It's official: Italy is in a recession.
Output in Europe's fourth largest economy contracted 0.2% in the fourth quarter, on the heels of a 0.1% drop in the quarter before that, statistics agency Istat said on Thursday. (A recession is defined as two consecutive quarters of negative growth.)
While the decline was bigger than expected, analysts were expecting a recession after a slew of data showed how the fundamentals of the Italian economy continue to struggle.
Istat cited a "decrease of value added in agriculture, forestry and fishing as well as in industry and a substantial stability in services. From the demand side, there is a negative contribution by the domestic component (gross of change in inventories) and a positive one by the net export component."

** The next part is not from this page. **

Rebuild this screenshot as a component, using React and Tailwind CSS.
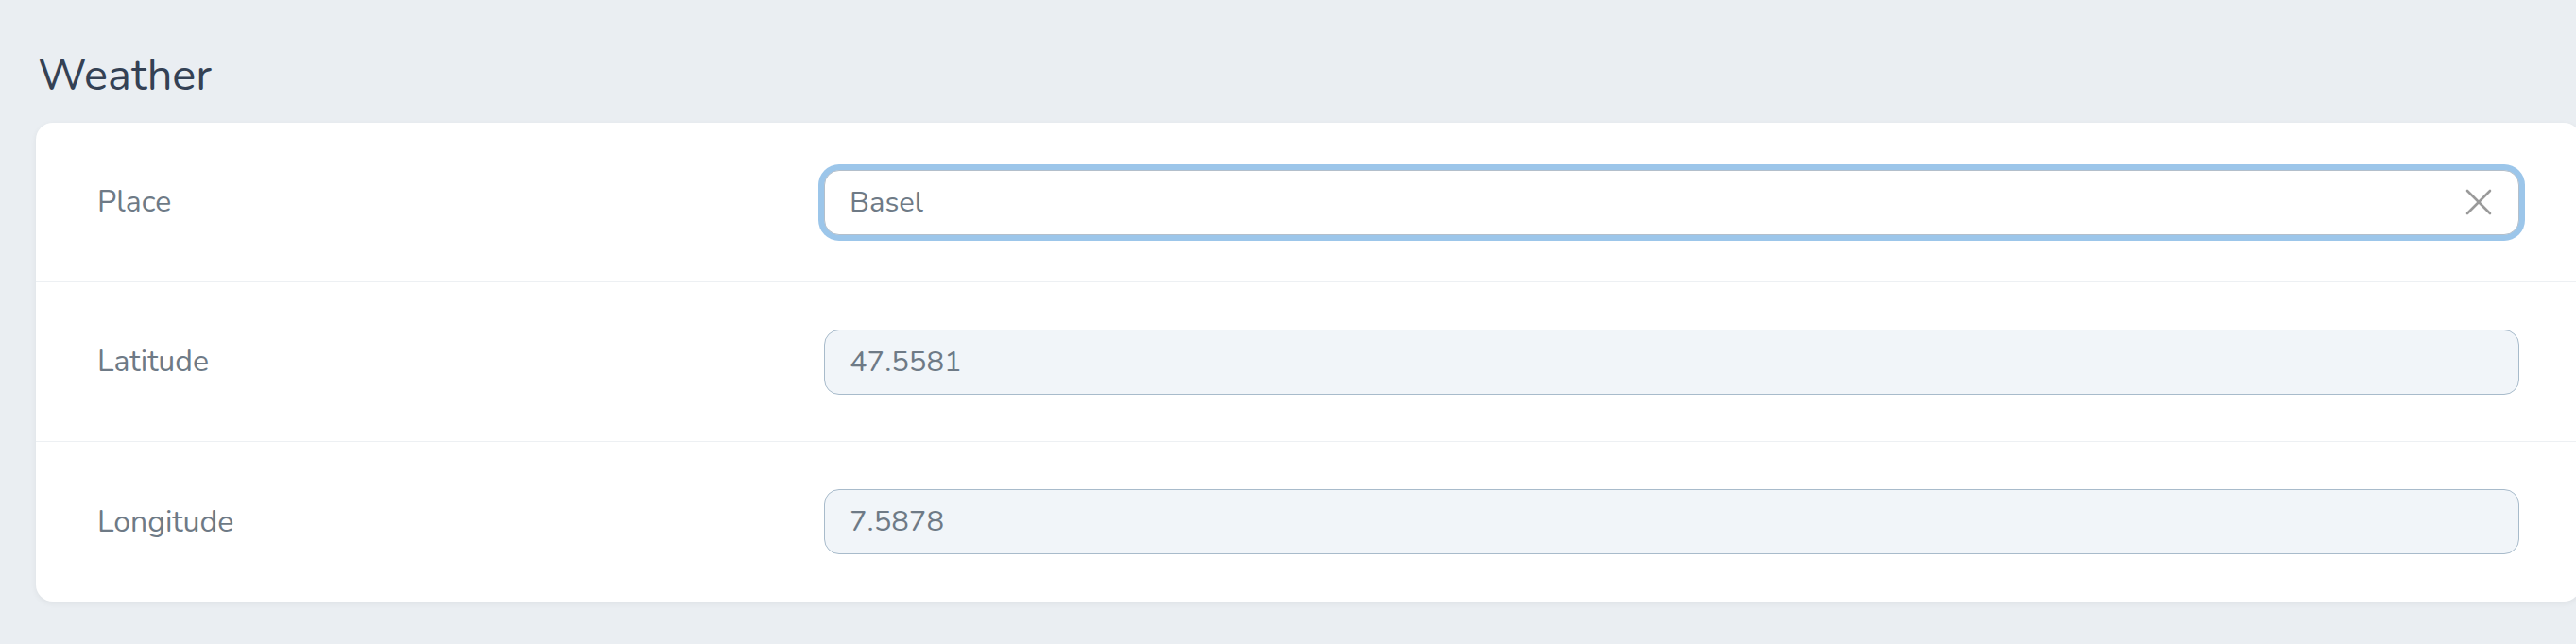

Italy's manufacturing sector has bombed out in recent months, with both survey and official data showing a continued contraction at the end of 2018.
Andrew Harker, an associate director at IHS Markit, which compiles PMI, said on January 2 that the manufacturing slump was a "worrying end to the year for Italian manufacturers, with firms continuing to struggle to secure new business."
"This is in marked contrast to the start of 2018, when the sector was experiencing strong growth," he added. "With business confidence at a six-year low, there appears little sense of optimism that the current soft patch will come to an end in the near future."
While the budget crisis that gripped Italy in the second half of 2018 seems to finally have a solution, the country's government is volatile and highly euroskeptic, so the country is teetering on the edge of yet another political crisis.
And it's not just Italy.
Industrial production throughout the whole of the eurozone slumped into the end of 2018, signalling that the single currency area's economy is still growing, but doing so at a glacial pace. Eurostat, the EU's statistical authority said in early January that industrial production fell by 1.7% between October and November last year.